Antenna gain generally refers to the maximum gain of the antenna unless the context makes it clear that some specific elevation or azimuth angle is being considered.
For a directional antenna such as a yagi, the forward gain is therefore the maximum gain of the antenna unless otherwise qualified. The gain in the azimuth direction 180 degrees opposite of the maximum forward gain (and generally at the same elevation) is the rearward (back) gain of the antenna.
If the forward and rearward gain is expressed in dB (e.g. dBi or dBd), then the front to back ratio is the forward gain minus the rearward gain. The result is then expressed in dB. For example, if the forward gain is 10 dBi and the rearward gain is -3 dBi, then the front to back ratio is 13 dB.

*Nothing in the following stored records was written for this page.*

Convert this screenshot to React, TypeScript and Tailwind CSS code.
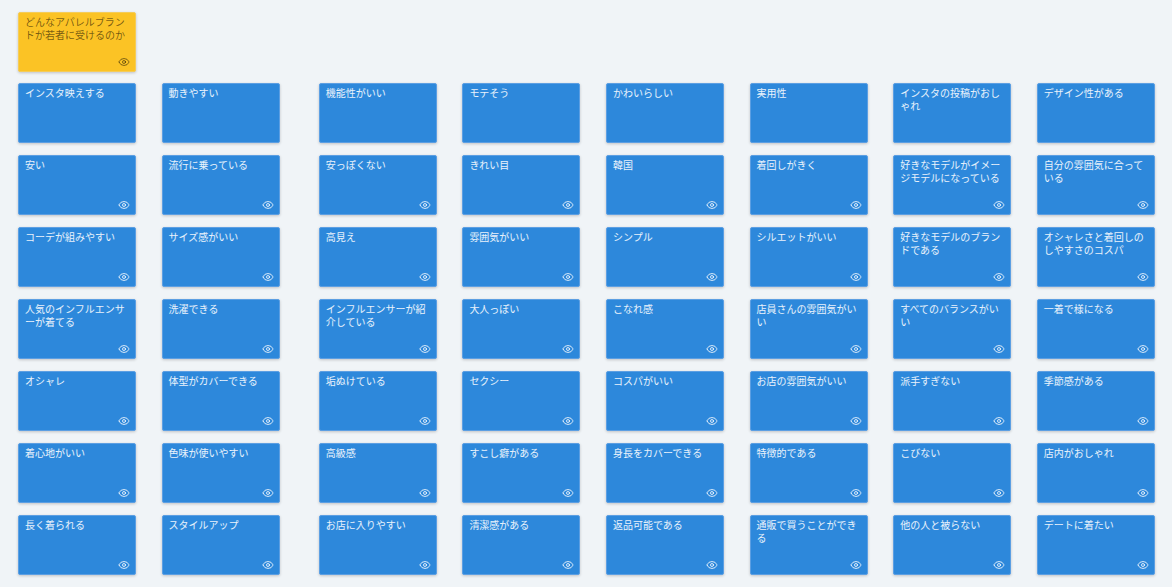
import React from 'react';
import { Eye } from 'lucide-react';

const ROWS: string[][] = [
  ['インスタ映えする', '動きやすい', '機能性がいい', 'モテそう', 'かわいらしい', '実用性', 'インスタの投稿がおしゃれ', 'デザイン性がある'],
  ['安い', '流行に乗っている', '安っぽくない', 'きれい目', '韓国', '着回しがきく', '好きなモデルがイメージモデルになっている', '自分の雰囲気に合っている'],
  ['コーデが組みやすい', 'サイズ感がいい', '高見え', '雰囲気がいい', 'シンプル', 'シルエットがいい', '好きなモデルのブランドである', 'オシャレさと着回しのしやすさのコスパ'],
  ['人気のインフルエンサーが着てる', '洗濯できる', 'インフルエンサーが紹介している', '大人っぽい', 'こなれ感', '店員さんの雰囲気がいい', 'すべてのバランスがいい', '一着で様になる'],
  ['オシャレ', '体型がカバーできる', '垢ぬけている', 'セクシー', 'コスパがいい', 'お店の雰囲気がいい', '派手すぎない', '季節感がある'],
  ['着心地がいい', '色味が使いやすい', '高級感', 'すこし癖がある', '身長をカバーできる', '特徴的である', 'こびない', '店内がおしゃれ'],
  ['長く着られる', 'スタイルアップ', 'お店に入りやすい', '清潔感がある', '返品可能である', '通販で買うことができる', '他の人と被らない', 'デートに着たい'],
];

const Card: React.FC<{ label: string; hasEye?: boolean; className?: string }> = ({ label, hasEye = true, className = '' }) => (
  <div className={`flex h-[60px] w-[118px] shrink-0 flex-col justify-between rounded-[2px] border border-[#5c9fe3] bg-[#2d88db] pl-[6px] pr-[5px] pt-[2px] pb-[3px] text-white/90 shadow-[0_1px_3px_rgba(0,0,0,0.2)] ${className}`}>
    <p className="text-[10px] leading-[13px] break-all">{label}</p>
    {hasEye && <Eye size={12} strokeWidth={1.75} className="self-end" />}
  </div>
);

export default function App() {
  return (
    <div
      className="flex h-[587px] w-[1172px] flex-col overflow-hidden bg-[#f0f4f7] pl-[18px] pt-[12px]"
      style={{ fontFamily: '"Noto Sans CJK JP", "Liberation Sans", sans-serif' }}
    >
      <div className="mb-[11px] flex h-[60px] w-[118px] flex-col justify-between rounded-[2px] border border-[#f5cc58] bg-[#fbc325] pl-[6px] pr-[5px] pt-[2px] pb-[3px] text-black/55 shadow-[0_1px_3px_rgba(0,0,0,0.2)]">
        <p className="text-[10px] leading-[13px] break-all">どんなアパレルブランドが若者に受けるのか</p>
        <Eye size={12} strokeWidth={1.75} className="self-end" />
      </div>
      <div className="flex flex-col gap-[12px]">
        {ROWS.map((row, r) => (
          <div key={r} className="flex gap-[25.6px]">
            {row.map((label, c) => (
              <Card key={label} label={label} hasEye={r > 0} className={c === 2 ? 'ml-[13.6px]' : ''} />
            ))}
          </div>
        ))}
      </div>
    </div>
  );
}
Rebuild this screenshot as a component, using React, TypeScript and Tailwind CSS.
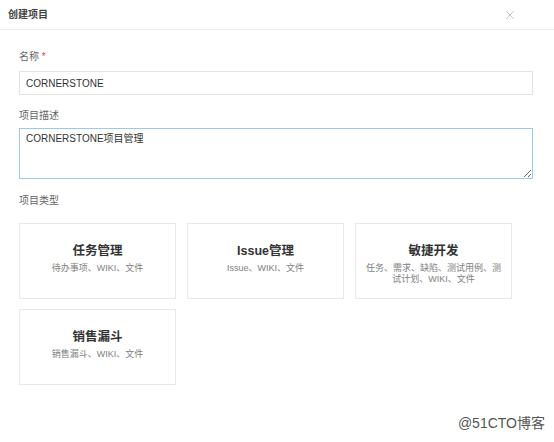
import { X } from "lucide-react";

const types = [
  { title: "任务管理", desc: "待办事项、WIKI、文件" },
  { title: "Issue管理", desc: "Issue、WIKI、文件" },
  { title: "敏捷开发", desc: "任务、需求、缺陷、测试用例、测试计划、WIKI、文件" },
  { title: "销售漏斗", desc: "销售漏斗、WIKI、文件" },
];

export default function App() {
  return (
    <div
      className="relative h-[442px] w-[554px] overflow-hidden bg-white text-[#333]"
      style={{ fontFamily: '"Liberation Sans", Arial, "Noto Sans CJK SC", sans-serif' }}
    >
      <div className="flex h-[30px] items-center justify-between border-b border-[#ebebeb] pl-[8px] pr-[37px]">
        <span className="text-[10px] font-bold text-[#444]">创建项目</span>
        <X className="h-[14px] w-[14px] text-[#aaa]" strokeWidth={1.2} />
      </div>

      <div className="px-[19px] pr-[21px] pt-[20px]">
        <div className="text-[10px] leading-[14px] text-[#666]">
          名称 <span className="text-[#e04e2c]">*</span>
        </div>
        <div className="mt-[7px] flex h-[24px] items-center border border-[#e3e3e3] px-[6px] text-[10px] text-[#333]">
          CORNERSTONE
        </div>

        <div className="mt-[14px] text-[10px] leading-[14px] text-[#666]">项目描述</div>
        <textarea
          readOnly
          defaultValue="CORNERSTONE项目管理"
          className="mt-[5px] block h-[51px] w-full border border-[#9cc7f1] px-[6px] py-[3px] text-[10px] leading-[14px] text-[#333] outline-none"
        />

        <div className="mt-[15px] text-[10px] leading-[14px] text-[#666]">项目类型</div>

        <div className="mt-[15px] grid w-[494px] grid-cols-[157px_157px_157px] gap-x-[11px] gap-y-[10px]">
          {types.map((t) => (
            <div
              key={t.title}
              className="flex h-[76px] flex-col items-center border border-[#e8e8e8] px-[9px] pt-[19px] text-center"
            >
              <div className="text-[12.5px] font-bold leading-[16px] text-[#333]">{t.title}</div>
              <div className="mt-[4px] break-all text-[9px] leading-[11px] text-[#808080]">{t.desc}</div>
            </div>
          ))}
        </div>
      </div>

      <div className="absolute bottom-[8px] right-[9px] text-[14px] text-[#555]">@51CTO博客</div>
    </div>
  );
}
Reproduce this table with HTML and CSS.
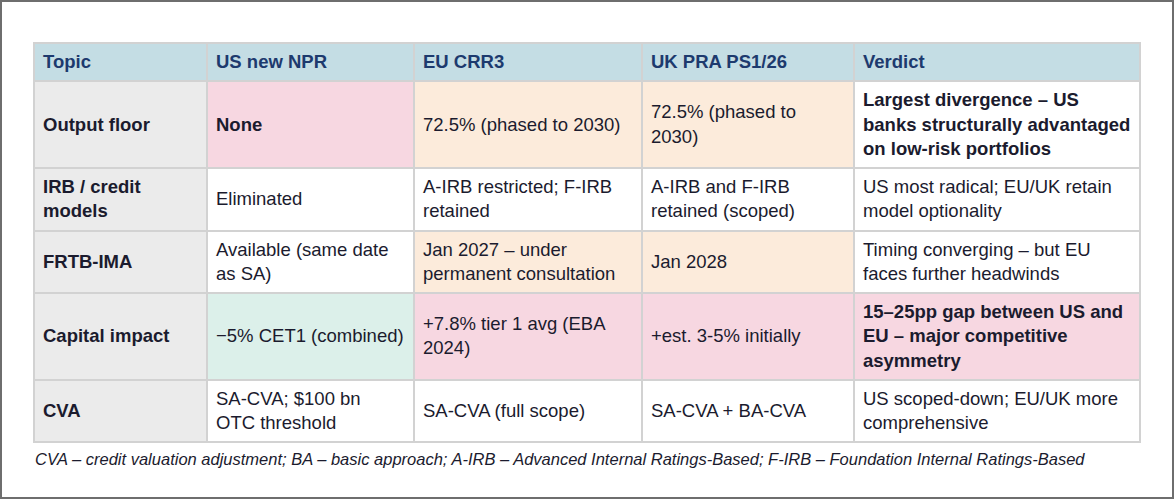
FILE: index.html
```html
<!DOCTYPE html>
<html>
<head>
<meta charset="utf-8">
<link rel="stylesheet" href="styles.css">
</head>
<body>
<div class="frame">
  <table class="grid">
    <colgroup>
      <col class="c1"><col class="c2"><col class="c3"><col class="c4"><col class="c5">
    </colgroup>
    <thead>
      <tr>
        <th>Topic</th><th>US new NPR</th><th>EU CRR3</th><th>UK PRA PS1/26</th><th>Verdict</th>
      </tr>
    </thead>
    <tbody>
      <tr>
        <td class="topic">Output floor</td>
        <td class="pink strong">None</td>
        <td class="peach">72.5% (phased to 2030)</td>
        <td class="peach">72.5% (phased to 2030)</td>
        <td class="strong">Largest divergence – US banks structurally advantaged on low-risk portfolios</td>
      </tr>
      <tr>
        <td class="topic">IRB / credit models</td>
        <td>Eliminated</td>
        <td>A-IRB restricted; F-IRB retained</td>
        <td>A-IRB and F-IRB retained (scoped)</td>
        <td>US most radical; EU/UK retain model optionality</td>
      </tr>
      <tr>
        <td class="topic">FRTB-IMA</td>
        <td>Available (same date as SA)</td>
        <td class="peach">Jan 2027 – under permanent consultation</td>
        <td class="peach">Jan 2028</td>
        <td>Timing converging – but EU faces further headwinds</td>
      </tr>
      <tr>
        <td class="topic">Capital impact</td>
        <td class="mint">−5% CET1 (combined)</td>
        <td class="pink">+7.8% tier 1 avg (EBA 2024)</td>
        <td class="pink">+est. 3-5% initially</td>
        <td class="pink strong">15–25pp gap between US and EU – major competitive asymmetry</td>
      </tr>
      <tr>
        <td class="topic">CVA</td>
        <td>SA-CVA; $100 bn OTC threshold</td>
        <td>SA-CVA (full scope)</td>
        <td>SA-CVA + BA-CVA</td>
        <td>US scoped-down; EU/UK more comprehensive</td>
      </tr>
    </tbody>
  </table>
  <p class="note">CVA – credit valuation adjustment; BA – basic approach; A-IRB – Advanced Internal Ratings-Based; F-IRB – Foundation Internal Ratings-Based</p>
</div>
</body>
</html>
```
FILE: styles.css
```css
html, body {
  margin: 0;
  padding: 0;
  background: #ffffff;
}
.frame {
  box-sizing: border-box;
  width: 1174px;
  height: 499px;
  border: 2px solid #6e6e6e;
  padding: 40px 0 0 31px;
  font-family: "Liberation Sans", Arial, sans-serif;
  color: #1b1b2e;
}
.grid {
  border-collapse: collapse;
  table-layout: fixed;
  width: 1106px;
  font-size: 18.5px;
  line-height: 24.25px;
}
.c1 { width: 173px; }
.c2 { width: 207px; }
.c3 { width: 228px; }
.c4 { width: 212px; }
.c5 { width: 286px; }
.grid th, .grid td {
  border: 2px solid #d2d2d2;
  padding: 6px 9px 6px 8px;
  text-align: left;
  vertical-align: middle;
}
.grid th:last-child, .grid td:last-child {
  padding-right: 4px;
}
.grid th {
  background: #c4dde4;
  color: #1d3a6e;
  font-weight: bold;
}
.grid td {
  background: #ffffff;
}
.grid td.topic {
  background: #ebebeb;
  font-weight: bold;
}
.grid td.pink { background: #f7d7e1; }
.grid td.peach { background: #fcebdb; }
.grid td.mint { background: #dcf0ea; }
.grid td.strong { font-weight: bold; }
.note {
  margin: 6px 0 0 2px;
  font-size: 16.5px;
  line-height: 20px;
  font-style: italic;
  color: #1b1b2e;
}
```
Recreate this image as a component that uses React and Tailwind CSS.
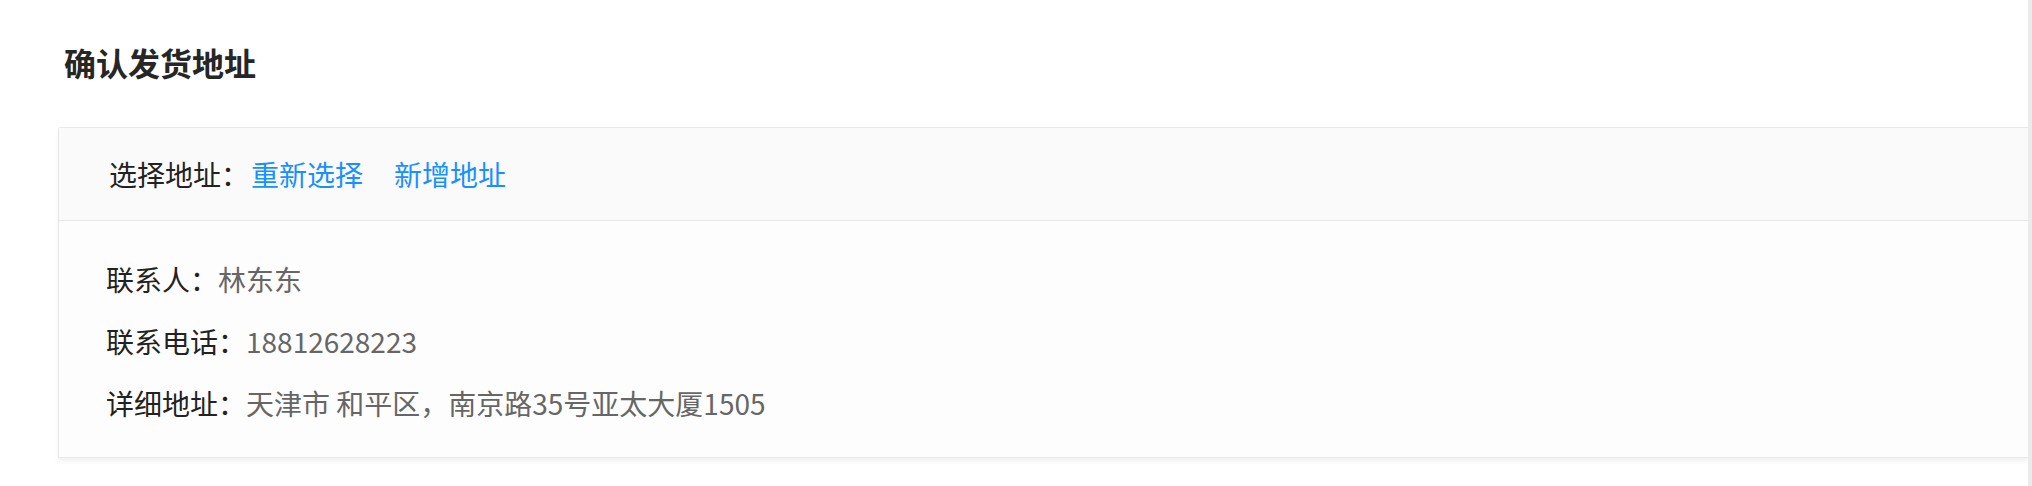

From a practical perspective, you can measure the front to back ratio if you have a remote signal that you can monitor while propagation is constant. Turn the antenna to find the maximum signal strength of the remote signal and note the signal strength in dB form. Turn the antenna 180 degrees from that direction and again note the signal strength in dB form. Subtract the forward dB value from the reverse dB value to compute the front to back ratio.
If you only have an s-meter available to make comparative measurements, each s-unit is generally 6 dB so you can approximate the front to back ratio by making the appropriate measurements and conversions and then subtracting the two values as described above.